If YES, use proper data aggregation techniques or facetting in ggplot2 plots or conditioning in lattice -- don’t subset the data. Or, more realistic, only subset the data as a temporary measure while you develop your elegant code for computing on or visualizing these data subsets.

If NO, then maybe you really do need to store a copy of a subset of the data. But seriously consider whether you can achieve your goals by simply using the subset = argument of, e.g., the lm() function, to limit computation to your excerpt of choice. Lots of functions offer a subset = argument!

Data aggregation landscape

Note: these slides cover this material in a more visual way.

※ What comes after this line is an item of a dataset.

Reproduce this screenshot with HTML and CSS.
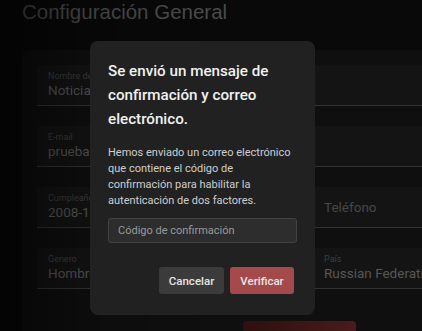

There are three main options for data aggregation:

base R functions, often referred to as the apply family of functions
the plyr add-on package
the dplyr add-on package

I have a strong recommendation for plyr (and dplyr) over the base R functions, with some qualifications. Both of these packages are aimed squarely at data analysis, which they greatly accelerate. But even I do not use them exclusively when I am in more of a "programming mode", where I often revert to base R. Also, even a pure data analyst will benefit from a deeper understanding of the language. I present plyr here because I think it is more immediately usable and useful for novices than the apply functions. But eventually you'll need to learn those as well.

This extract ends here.